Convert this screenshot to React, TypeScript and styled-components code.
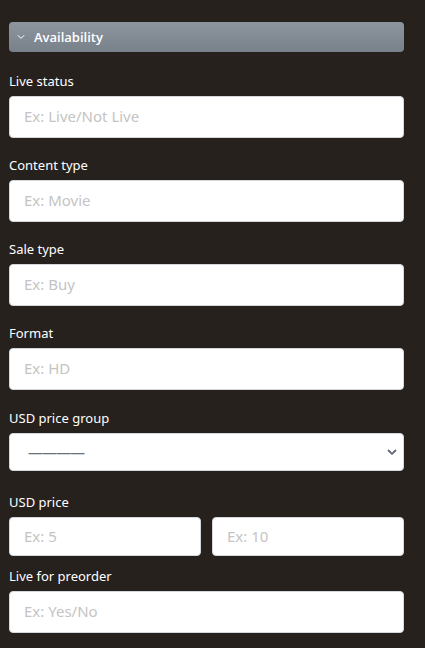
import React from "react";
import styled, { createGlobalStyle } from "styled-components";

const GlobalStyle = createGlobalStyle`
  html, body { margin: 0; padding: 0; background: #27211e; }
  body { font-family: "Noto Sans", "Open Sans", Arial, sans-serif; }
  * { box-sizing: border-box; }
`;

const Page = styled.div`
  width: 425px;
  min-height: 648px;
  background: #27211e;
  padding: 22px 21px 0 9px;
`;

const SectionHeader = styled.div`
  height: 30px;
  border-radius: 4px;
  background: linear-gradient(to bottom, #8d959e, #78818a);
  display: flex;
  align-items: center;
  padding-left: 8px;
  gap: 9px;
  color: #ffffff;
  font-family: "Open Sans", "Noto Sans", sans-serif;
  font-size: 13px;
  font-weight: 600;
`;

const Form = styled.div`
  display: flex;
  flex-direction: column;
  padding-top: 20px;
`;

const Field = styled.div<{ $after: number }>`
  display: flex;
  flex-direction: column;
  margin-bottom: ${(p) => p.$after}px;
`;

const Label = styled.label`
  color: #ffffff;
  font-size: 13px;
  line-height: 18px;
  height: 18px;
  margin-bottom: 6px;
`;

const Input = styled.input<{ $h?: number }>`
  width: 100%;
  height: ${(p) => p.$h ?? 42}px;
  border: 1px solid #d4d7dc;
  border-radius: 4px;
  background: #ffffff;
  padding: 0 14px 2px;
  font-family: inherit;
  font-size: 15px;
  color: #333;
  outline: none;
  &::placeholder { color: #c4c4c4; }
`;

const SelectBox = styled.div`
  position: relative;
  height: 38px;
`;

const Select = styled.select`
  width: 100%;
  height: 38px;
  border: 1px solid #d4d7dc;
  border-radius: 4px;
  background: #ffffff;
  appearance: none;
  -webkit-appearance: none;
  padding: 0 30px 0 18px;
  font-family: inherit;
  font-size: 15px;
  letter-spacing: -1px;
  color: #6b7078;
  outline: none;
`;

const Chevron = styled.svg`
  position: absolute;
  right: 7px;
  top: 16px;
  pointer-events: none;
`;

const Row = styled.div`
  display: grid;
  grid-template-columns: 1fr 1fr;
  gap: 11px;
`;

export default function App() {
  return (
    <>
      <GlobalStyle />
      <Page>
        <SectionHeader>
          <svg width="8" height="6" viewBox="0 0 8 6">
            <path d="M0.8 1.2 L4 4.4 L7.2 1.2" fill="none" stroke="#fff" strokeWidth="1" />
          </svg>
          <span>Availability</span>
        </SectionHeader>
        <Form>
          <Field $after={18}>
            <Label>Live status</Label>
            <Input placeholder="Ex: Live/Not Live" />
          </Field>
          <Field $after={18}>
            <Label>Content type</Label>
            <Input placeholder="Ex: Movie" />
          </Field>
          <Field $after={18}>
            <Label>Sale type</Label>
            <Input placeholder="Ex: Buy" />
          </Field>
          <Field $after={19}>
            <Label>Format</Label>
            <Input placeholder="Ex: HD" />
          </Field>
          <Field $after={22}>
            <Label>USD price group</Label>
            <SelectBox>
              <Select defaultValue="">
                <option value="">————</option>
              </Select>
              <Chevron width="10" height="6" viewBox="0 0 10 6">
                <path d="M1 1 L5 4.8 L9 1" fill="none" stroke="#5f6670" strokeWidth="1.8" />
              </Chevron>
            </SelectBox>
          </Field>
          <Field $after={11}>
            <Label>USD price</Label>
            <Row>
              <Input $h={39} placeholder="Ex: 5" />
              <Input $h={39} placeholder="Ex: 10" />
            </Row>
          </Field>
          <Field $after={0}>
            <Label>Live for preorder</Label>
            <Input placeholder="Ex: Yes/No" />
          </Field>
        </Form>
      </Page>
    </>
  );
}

### GIVEN TASK
Quote the full listing above word for word; exclude every picture from the copy.

### SOLUTION FOR THIS TASK
Convert this screenshot to React, TypeScript and styled-components code.
import React from "react";
import styled, { createGlobalStyle } from "styled-components";

const GlobalStyle = createGlobalStyle`
  html, body { margin: 0; padding: 0; background: #27211e; }
  body { font-family: "Noto Sans", "Open Sans", Arial, sans-serif; }
  * { box-sizing: border-box; }
`;

const Page = styled.div`
  width: 425px;
  min-height: 648px;
  background: #27211e;
  padding: 22px 21px 0 9px;
`;

const SectionHeader = styled.div`
  height: 30px;
  border-radius: 4px;
  background: linear-gradient(to bottom, #8d959e, #78818a);
  display: flex;
  align-items: center;
  padding-left: 8px;
  gap: 9px;
  color: #ffffff;
  font-family: "Open Sans", "Noto Sans", sans-serif;
  font-size: 13px;
  font-weight: 600;
`;

const Form = styled.div`
  display: flex;
  flex-direction: column;
  padding-top: 20px;
`;

const Field = styled.div<{ $after: number }>`
  display: flex;
  flex-direction: column;
  margin-bottom: ${(p) => p.$after}px;
`;

const Label = styled.label`
  color: #ffffff;
  font-size: 13px;
  line-height: 18px;
  height: 18px;
  margin-bottom: 6px;
`;

const Input = styled.input<{ $h?: number }>`
  width: 100%;
  height: ${(p) => p.$h ?? 42}px;
  border: 1px solid #d4d7dc;
  border-radius: 4px;
  background: #ffffff;
  padding: 0 14px 2px;
  font-family: inherit;
  font-size: 15px;
  color: #333;
  outline: none;
  &::placeholder { color: #c4c4c4; }
`;

const SelectBox = styled.div`
  position: relative;
  height: 38px;
`;

const Select = styled.select`
  width: 100%;
  height: 38px;
  border: 1px solid #d4d7dc;
  border-radius: 4px;
  background: #ffffff;
  appearance: none;
  -webkit-appearance: none;
  padding: 0 30px 0 18px;
  font-family: inherit;
  font-size: 15px;
  letter-spacing: -1px;
  color: #6b7078;
  outline: none;
`;

const Chevron = styled.svg`
  position: absolute;
  right: 7px;
  top: 16px;
  pointer-events: none;
`;

const Row = styled.div`
  display: grid;
  grid-template-columns: 1fr 1fr;
  gap: 11px;
`;

export default function App() {
  return (
    <>
      <GlobalStyle />
      <Page>
        <SectionHeader>
          <svg width="8" height="6" viewBox="0 0 8 6">
            <path d="M0.8 1.2 L4 4.4 L7.2 1.2" fill="none" stroke="#fff" strokeWidth="1" />
          </svg>
          <span>Availability</span>
        </SectionHeader>
        <Form>
          <Field $after={18}>
            <Label>Live status</Label>
            <Input placeholder="Ex: Live/Not Live" />
          </Field>
          <Field $after={18}>
            <Label>Content type</Label>
            <Input placeholder="Ex: Movie" />
          </Field>
          <Field $after={18}>
            <Label>Sale type</Label>
            <Input placeholder="Ex: Buy" />
          </Field>
          <Field $after={19}>
            <Label>Format</Label>
            <Input placeholder="Ex: HD" />
          </Field>
          <Field $after={22}>
            <Label>USD price group</Label>
            <SelectBox>
              <Select defaultValue="">
                <option value="">————</option>
              </Select>
              <Chevron width="10" height="6" viewBox="0 0 10 6">
                <path d="M1 1 L5 4.8 L9 1" fill="none" stroke="#5f6670" strokeWidth="1.8" />
              </Chevron>
            </SelectBox>
          </Field>
          <Field $after={11}>
            <Label>USD price</Label>
            <Row>
              <Input $h={39} placeholder="Ex: 5" />
              <Input $h={39} placeholder="Ex: 10" />
            </Row>
          </Field>
          <Field $after={0}>
            <Label>Live for preorder</Label>
            <Input placeholder="Ex: Yes/No" />
          </Field>
        </Form>
      </Page>
    </>
  );
}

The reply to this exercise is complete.